List comprehensions are column first.

Right, here's the nuance: list comprehensions are intended to be concise one-liners, so having the results definition far off to the right defeats the principle I was outlining. Most SQL queries are not like this, they are almost always multiline of the form:

    select x, y, z
    from Foo
    where a or b
Here the opposite is the case: selection-first moves the return definition far from the subsequent code that uses it.

So if you're going to support list comprehensions, a monadic do-style notation which lets you chain them and again places select last:

https://wiki.haskell.org/List_comprehension#List_monad

Your first example should be more like

  return source(criteria).results
In your SQL, `results` isn't the variable you're assigning to, it's the column you're reading from source.
I learned SQL before I learned set theory. While learning set theory I remember thinking "oh this notation is just SQL backwards." Afterwards I began to find SQL much harder because I realized there are so many ways to mathematically ask for the same data, but SQL servers will computationally arrive at the end differently and with very different performance. This is a minor deal if you're just doing small transactions on the database, because if you are dealing with pages of 100 objects it's trivial to hit good-enough performance benchmarks, even with a few joins.

I was first introduced to the issue of needing hyper optimized SQL in ETL type tasks, dealing with very large relational databases. The company switched to non-relational database shortly after I left, and it was the first time I professional witness someone make the switch and agreed that it was obviously required for them. We were dealing with very large batch operations every night, and our fortune 500 customers expected to have the newest data and to be able to do Business Intelligence operations on the data every morning. After acquiring bigger and bigger customers, and collecting longer and longer histories of data, our DBA team had exhausted every trick to get maximum performance from SQL. I was writing BI sql scripts against this large pool of SQL data to white-glove some high value customers, and constantly had to ask people for help optimizing the sql. I did this for a year at the beginning of my career, before deciding to move cities for better opportunities.

Lately, I've began seeing the requirements of high performance SQL again with the wave of microservice architectures. The internal dependency chain, even of what would have been a mid size monolith project a decade ago, can be huge. If your upstream sets a KBI of a response time, it's likely you'll get asked to reduce your response time if your microservice takes up more than a few percentage points of the total end to end time. Often, if you are using relational SQL with an ORM you can find performance increases in your slowest queries by hand writing the SQL. Many ORMs have a really good library for generating sql queries they expose to users, but almost all ORMs will allow you to write a direct sql query or call a stored procedure. The trick to getting performance gains is to capture the SQL your ORM is generating and show it to the best sql expert that will agree to help you. If they can write better SQL than the ORM generated than incorporate it into your app and have the SQL expert and a security expert on the PR. You might also need to do a SQL migration to modify indexes.

So in summary, I think your experiences with SQL depends heavily on your mathematical background and your professional experience.

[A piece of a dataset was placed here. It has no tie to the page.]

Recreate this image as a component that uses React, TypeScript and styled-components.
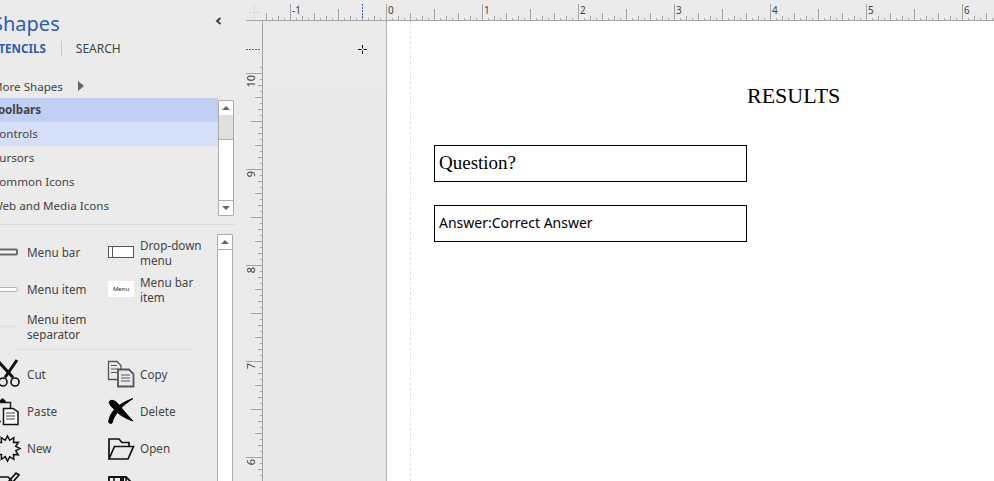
import styled, { createGlobalStyle } from "styled-components";

const Global = createGlobalStyle`
  html, body {
    margin: 0;
    padding: 0;
    background: #ebebeb;
  }
`;

const Window = styled.div`
  display: flex;
  width: 994px;
  height: 481px;
  overflow: hidden;
  font-family: "Noto Sans", sans-serif;
  color: #444;
`;

/* ---------- shapes panel ---------- */
const Panel = styled.aside`
  flex: 0 0 246px;
  height: 481px;
  overflow: hidden;
  background: #ebebeb;
`;
const PanelInner = styled.div`
  display: flex;
  flex-direction: column;
  width: 254px;
  margin-left: -8px;
  padding-top: 9px;
`;
const TitleRow = styled.div`
  display: flex;
  justify-content: space-between;
  width: 231px;
  height: 28px;
`;
const Title = styled.h1`
  margin: 1px 0 0;
  font-size: 20px;
  font-weight: 400;
  line-height: 27px;
  color: #2f5cb0;
`;
const Chevron = styled.svg`
  margin-top: 8px;
`;
const Tabs = styled.div`
  display: flex;
  align-items: center;
  height: 20px;
  margin-top: 1px;
  font-size: 12px;
`;
const ActiveTab = styled.span`
  font-weight: 700;
  color: #2f5cb0;
  font-size: 11.6px;
`;
const TabDivider = styled.span`
  width: 1px;
  height: 15px;
  margin: 0 14px 0 15px;
  background: #c8c8c8;
`;
const MoreShapes = styled.div`
  display: flex;
  align-items: center;
  gap: 15px;
  height: 24px;
  margin-top: 16px;
  font-size: 11.6px;
`;
const StencilPane = styled.div`
  display: flex;
  width: 243px;
  height: 120px;
`;
const StencilList = styled.ul`
  flex: 0 0 226px;
  margin: 0;
  padding: 0;
  list-style: none;
`;
const StencilRow = styled.li<{ $tone?: "active" | "hover" }>`
  height: 24px;
  font-size: 11.6px;
  line-height: 24px;
  font-weight: ${(p) => (p.$tone === "active" ? 700 : 400)};
  background: ${(p) =>
    p.$tone === "active" ? "#c1cff2" : p.$tone === "hover" ? "#d6dff8" : "transparent"};
`;
const Scrollbar = styled.div<{ $clip?: boolean }>`
  display: flex;
  flex-direction: column;
  flex: 0 0 16px;
  box-sizing: border-box;
  margin-top: 2px;
  height: ${(p) => (p.$clip ? "260px" : "116px")};
  border: 1px solid #ababab;
  background: #e0e0e0;
  border-radius: 1px;
`;
const ScrollButton = styled.div`
  display: flex;
  align-items: center;
  justify-content: center;
  flex: 0 0 14px;
  background: #fff;
`;
const Arrow = styled.span<{ $down?: boolean }>`
  width: 0;
  height: 0;
  border-left: 4px solid transparent;
  border-right: 4px solid transparent;
  ${(p) => (p.$down ? "border-top: 4px solid #666;" : "border-bottom: 4px solid #666;")}
`;
const ScrollTrack = styled.div`
  flex: 0 0 24px;
`;
const ScrollThumb = styled.div`
  flex: 1;
  background: #fff;
  border-top: 1px solid #ababab;
  border-bottom: 1px solid #ababab;
`;
const PaneRule = styled.div`
  width: 243px;
  height: 1px;
  margin-top: 6px;
  background: #dcdcdc;
`;
const ShapesPane = styled.div`
  display: flex;
  width: 242px;
  margin-top: 7px;
`;
const ShapesBody = styled.div`
  flex: 0 0 224px;
  padding-top: 2px;
`;
const ShapeGrid = styled.div`
  display: grid;
  grid-template-columns: 113px 110px;
  grid-auto-rows: 37px;
  padding-left: 2px;
`;
const ShapeItem = styled.div`
  display: flex;
  align-items: center;
  gap: 6px;
  font-size: 11.7px;
  line-height: 15px;
`;
const ShapeIcon = styled.svg`
  flex: 0 0 27px;
  width: 27px;
  height: 27px;
  overflow: visible;
`;
const ShapeRule = styled.div`
  width: 179px;
  height: 1px;
  margin: 4px 0 6px 24px;
  background: #dfdfdf;
`;

/* ---------- workspace ---------- */
const Workspace = styled.main`
  flex: 1;
  display: grid;
  grid-template-columns: 17px 1fr;
  grid-template-rows: 21px 1fr;
  height: 481px;
`;
const RulerSvg = styled.svg`
  display: block;
  shape-rendering: crispEdges;
  font-family: "Noto Sans", sans-serif;
`;
const RulerLabel = styled.text`
  shape-rendering: auto;
  fill: #444;
`;
const Canvas = styled.div`
  display: flex;
  min-height: 0;
`;
const Pasteboard = styled.div`
  position: relative;
  flex: 0 0 123px;
  border-right: 1px solid #aeb2b6;
  background: linear-gradient(#ebebeb, #e8e8e8 40%, #e8e8e8);
`;
const Crosshair = styled.svg`
  position: absolute;
  left: 94px;
  top: 23px;
`;
const Page = styled.div`
  flex: 1;
  display: flex;
  background: #fff;
  padding-left: 23px;
`;
const Margin = styled.div`
  flex: 1;
  padding-left: 23px;
  padding-top: 63px;
  border-left: 1px dashed #e2e2e2;
  color: #000;
`;
const Heading = styled.div`
  margin-left: 313px;
  font-family: "Liberation Serif", serif;
  font-size: 22px;
  line-height: 24px;
`;
const AnswerBox = styled.div<{ $serif?: boolean }>`
  display: flex;
  align-items: center;
  box-sizing: border-box;
  width: 313px;
  height: 37px;
  margin-top: ${(p) => (p.$serif ? 37 : 23)}px;
  padding: 0 0 2px 4px;
  border: 1px solid #000;
  font-family: ${(p) =>
    p.$serif ? `"Liberation Serif", serif` : `"Noto Sans", sans-serif`};
  font-size: ${(p) => (p.$serif ? 19 : 14)}px;
`;

const TICK = "#a4a4a4";
const tickLength = (i: number) => {
  if (i % 16 === 0) return 16;
  if (i % 8 === 0) return 11;
  if (i % 4 === 0) return 7;
  if (i % 2 === 0) return 4;
  return 2;
};

function TopRuler() {
  const originX = 123;
  const ticks = [];
  for (let i = -20; i <= 120; i++) {
    const x = originX + i * 6;
    if (x < 0 || x > 731) continue;
    const len = tickLength(i);
    ticks.push(<rect key={i} x={x} y={20 - len} width={1} height={len} fill={TICK} />);
  }
  const labels = [-1, 0, 1, 2, 3, 4, 5, 6];
  return (
    <RulerSvg width={731} height={21}>
      {ticks}
      <rect x={0} y={20} width={731} height={1} fill={TICK} />
      {labels.map((n) => (
        <RulerLabel key={n} x={originX + n * 96 + 2} y={14} fontSize={10}>
          {n}
        </RulerLabel>
      ))}
      <line x1={99.5} y1={4} x2={99.5} y2={19} stroke="#3a5fc0" strokeDasharray="2 1" />
    </RulerSvg>
  );
}

function LeftRuler() {
  const originY = 73 - 21;
  const ticks = [];
  for (let i = -1; i <= 72; i++) {
    const y = originY + i * 6;
    const len = tickLength(i);
    ticks.push(<rect key={i} x={16 - len} y={y} width={len} height={1} fill={TICK} />);
  }
  return (
    <RulerSvg width={17} height={460}>
      {ticks}
      <rect x={16} y={0} width={1} height={460} fill={TICK} />
      {[10, 9, 8, 7, 6].map((n, i) => {
        const y = originY + i * 96 + 2;
        return (
          <RulerLabel
            key={n}
            x={9}
            y={y}
            fontSize={11}
            textAnchor="end"
            transform={`rotate(-90 9 ${y})`}
          >
            {n}
          </RulerLabel>
        );
      })}
      <line x1={0} y1={28.5} x2={15} y2={28.5} stroke="#4a68b8" strokeDasharray="2 1" />
    </RulerSvg>
  );
}

function Corner() {
  return (
    <RulerSvg width={17} height={21}>
      <path d="M1 12.5H15M8.5 5V19" stroke="#dcdcdc" fill="none" />
      <rect x={0} y={20} width={17} height={1} fill={TICK} />
    </RulerSvg>
  );
}

// twelve pointed burst for the New icon
const burst = Array.from({ length: 24 }, (_, i) => {
  const a = (i * Math.PI) / 12 - Math.PI / 2;
  const r = i % 2 === 0 ? 12.5 : 8.5;
  return `${(13.5 + r * Math.cos(a)).toFixed(1)},${(13.5 + r * Math.sin(a)).toFixed(1)}`;
}).join(" ");

/* icon boxes are 27x27, centred on the row */
const icons: Record<string, React.ReactNode> = {
  menuBar: <rect x="-5" y="10.500" width="28" height="5" rx="1" fill="#f4f4f4" stroke="#6a6a6a" strokeWidth="2" />,
  dropDown: (
    <g fill="none" stroke="#555">
      <rect x="1.500" y="7.500" width="25" height="11" fill="#fff" />
      <path d="M5.500 8V18" />
    </g>
  ),
  menuItem: <rect x="-4" y="11.500" width="27" height="4" rx="1" fill="#fff" stroke="#b4b4b4" />,
  menuBarItem: (
    <g>
      <rect x="1" y="5" width="26" height="16" fill="#fff" />
      <text x="14" y="15" fontSize="6" textAnchor="middle" fill="#222" fontFamily="Noto Sans, sans-serif">
        Menu
      </text>
    </g>
  ),
  separator: <rect x="-4" y="12.500" width="27" height="2" fill="#e1e1e1" />,
  cut: (
    <g fill="none" stroke="#111">
      <path d="M3 -1L19 16.500" strokeWidth="3" />
      <path d="M23 -1L11 16.500" strokeWidth="3" />
      <circle cx="9" cy="21" r="4" strokeWidth="1.600" />
      <circle cx="21" cy="21" r="4" strokeWidth="1.600" />
    </g>
  ),
  copy: (
    <g stroke="#555" fill="#ebebeb">
      <path d="M1.500 0.500H10L14 4.500V18.500H1.500Z" strokeWidth="1.300" />
      <path d="M4 4.500H10M4 8H11M4 11.500H11" fill="none" />
      <path d="M11 8.500H22L26.500 13V25.500H11Z" strokeWidth="1.800" />
      <path d="M14 14H23M14 17H23M14 20H23" fill="none" />
    </g>
  ),
  paste: (
    <g>
      <path d="M-1 4.500H16.500V11M-1 23.500H7" fill="none" stroke="#222" strokeWidth="1.500" />
      <path d="M5 4.500C5 2 7 2 7.500 0.500H9.500C10 2 12 2 12 4.500Z" fill="#111" />
      <path d="M9.500 10.500H19L24 14V26.500H9.500Z" fill="#fff" stroke="#111" strokeWidth="1.500" />
      <path d="M12 15H21M12 18H21M12 21H21" stroke="#444" />
    </g>
  ),
  del: (
    <g fill="#000" stroke="#000">
      <path d="M2 4C4 1 8 2 12 7C16 12 21 18 26 23C20 21 14 18 10 14C7 11 3 8 2 4Z" />
      <path d="M26 0.500C22 3 17 7 13 11C9 16 6 20 5 25C3 26 1 25 2 22C3 16 8 10 13 7C17 4 22 2 26 0.500Z" />
    </g>
  ),
  fresh: <polygon points={burst} fill="none" stroke="#111" strokeWidth="1.500" />,
  open: (
    <path
      d="M2 24V4H12L15 7.500H22V11.500M2 24L7.500 11.500H26.500L21 24Z"
      fill="none"
      stroke="#111"
      strokeWidth="1.700"
    />
  ),
  edit: (
    <g fill="none" stroke="#111" strokeWidth="1.700">
      <path d="M-2 5H14L18 9" />
      <path d="M15 9L22 1L25 3L18 11L14 13Z" />
    </g>
  ),
  save: (
    <g>
      <path d="M2 27V5H19L26 12V27" fill="none" stroke="#111" strokeWidth="1.800" />
      <path d="M7 5V15M19 5V15" stroke="#111" strokeWidth="1.500" />
      <rect x="13" y="5" width="4" height="8" fill="#111" />
    </g>
  ),
};

const stencils = [
  { name: "Toolbars", tone: "active" as const },
  { name: "Controls", tone: "hover" as const },
  { name: "Cursors" },
  { name: "Common Icons" },
  { name: "Web and Media Icons" },
];

type Shape = { icon: string; label?: string } | null;
const uiShapes: Shape[] = [
  { icon: "menuBar", label: "Menu bar" },
  { icon: "dropDown", label: "Drop-down menu" },
  { icon: "menuItem", label: "Menu item" },
  { icon: "menuBarItem", label: "Menu bar item" },
  { icon: "separator", label: "Menu item separator" },
  null,
];
const commonShapes: Shape[] = [
  { icon: "cut", label: "Cut" },
  { icon: "copy", label: "Copy" },
  { icon: "paste", label: "Paste" },
  { icon: "del", label: "Delete" },
  { icon: "fresh", label: "New" },
  { icon: "open", label: "Open" },
  { icon: "edit" },
  { icon: "save" },
];

function ShapeCells({ items }: { items: Shape[] }) {
  return (
    <ShapeGrid>
      {items.map((s, i) =>
        s ? (
          <ShapeItem key={i}>
            <ShapeIcon viewBox="0 0 27 27">{icons[s.icon]}</ShapeIcon>
            {s.label && <span>{s.label}</span>}
          </ShapeItem>
        ) : (
          <div key={i} />
        )
      )}
    </ShapeGrid>
  );
}

export default function App() {
  return (
    <Window>
      <Global />
      <Panel>
        <PanelInner>
          <TitleRow>
            <Title>Shapes</Title>
            <Chevron width="8" height="8" viewBox="0 0 8 8">
              <path d="M5.500 1L2 4L5.500 7" fill="none" stroke="#444" strokeWidth="2" />
            </Chevron>
          </TitleRow>
          <Tabs>
            <ActiveTab>STENCILS</ActiveTab>
            <TabDivider />
            <span>SEARCH</span>
          </Tabs>
          <MoreShapes>
            <span>More Shapes</span>
            <svg width="6" height="10" viewBox="0 0 6 10">
              <path d="M0 0L6 5L0 10Z" fill="#666" />
            </svg>
          </MoreShapes>
          <StencilPane>
            <StencilList>
              {stencils.map((s) => (
                <StencilRow key={s.name} $tone={s.tone}>
                  {s.name}
                </StencilRow>
              ))}
            </StencilList>
            <Scrollbar>
              <ScrollButton>
                <Arrow />
              </ScrollButton>
              <ScrollTrack />
              <ScrollThumb />
              <ScrollButton>
                <Arrow $down />
              </ScrollButton>
            </Scrollbar>
          </StencilPane>
          <PaneRule />
          <ShapesPane>
            <ShapesBody>
              <ShapeCells items={uiShapes} />
              <ShapeRule />
              <ShapeCells items={commonShapes} />
            </ShapesBody>
            <Scrollbar $clip>
              <ScrollButton>
                <Arrow />
              </ScrollButton>
              <ScrollThumb />
            </Scrollbar>
          </ShapesPane>
        </PanelInner>
      </Panel>
      <Workspace>
        <Corner />
        <TopRuler />
        <LeftRuler />
        <Canvas>
          <Pasteboard>
            <Crosshair width="11" height="11" viewBox="0 0 11 11">
              <path d="M5.500 1V4.500M5.500 6.500V10M1 5.500H4.500M6.500 5.500H10" stroke="#111" fill="none" />
            </Crosshair>
          </Pasteboard>
          <Page>
            <Margin>
              <Heading>RESULTS</Heading>
              <AnswerBox $serif>Question?</AnswerBox>
              <AnswerBox>Answer:Correct Answer</AnswerBox>
            </Margin>
          </Page>
        </Canvas>
      </Workspace>
    </Window>
  );
}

It's important to look at SQL as computational steps to reach your required data and not simply as a way to describe the data you would like the SQL server to give you.

Was this before BigQuery/Presto/Trino? To me it seems like those technologies would have been a good fit.

They don't really work with indexes but instead regular files stored in partitions (where date is typically one of them).

This means that they only have to worry about the data (e.g. dates) that you are actually querying. And they scale up to the number of CPUs that particular calculation needs. They rarely choke on big query sizes. And big tables are not really an issue as long as you query only the partitions you need.

Those technologies were brand new at the time, the discussions about the problem started in 2013. The company (I had zero input) choose a more established vendor with an older product. Given the time and institutional customers that were trusting us with their data, I suspect any cloud based offerings were a nonstarter, and open source felt like a liability.

Of course with 20/20 hindsight that decision is easy to criticize. I suspect their primary concerns were to minimize risk and costs while meeting our customer's requirements. Even today, making a brand new Google product or Facebook backed open source project a hard dependency would be too much risk for an established business.

> I can't remember ever finding it more difficult or backwards than anything else I use."

This is the major problem. SQL looks like is not "difficult". You don't see (as a user) all their MASSIVE, HUGE, problems.

That is why:

- People barely do more than basic SQL

- People can't imagine SQL can be used for more than that, which leads to:

- Doing a lot of hacky, complex, unnecessary stuff on app code (despite the RDBMS being capable of it)

- Trying to layer something "better" in the forms of ORM

- Refusing to use advanced stuff like views, stored procedures, custom types, and the like

- Using of using advanced stuff like views, stored procedures, custom types, and the like, but wrongly

- Thinking that SQL means RDBMS

- So when the RDBMS fails, it is because the RDBMS is inferior. But in fact, is SQL that have failed (you bet the internals of the RDBMS are far more powerful than any NoSql engine, unfortunately, they are buried forever because SQL is a bad programming interface for the true potential of the engine!)

- So dropping SQL/RDBMS for something better, like JS (seriously?)

- And they are happier with their "cloud scale" NoSQL that rarely performs better, needs major, massive hacks for queries, or reimplements, poorly, ACID again, is more prone to data issues, etc.

And this is not even starting. If you think "is bad to make a full app, all their code, in relational model" that is how much brain damage SQL has caused.

---

I can count with my fingers the number of semi-proper DBs/SQL usage on my niche (ERPs) and that is mostly mine! (For example: I use dates for dates, not strings, like many of my peers!) and that is taking into account that I actually learned what the heck is that "relational" thingy after +20 years of professional use.

Go figure!

P.D: And then go to my code and see "what the heck, I could have done this in some few lines of SQL" and "what the heck, if only SQL were well designed I could do this dozen lines of SQL in 3!"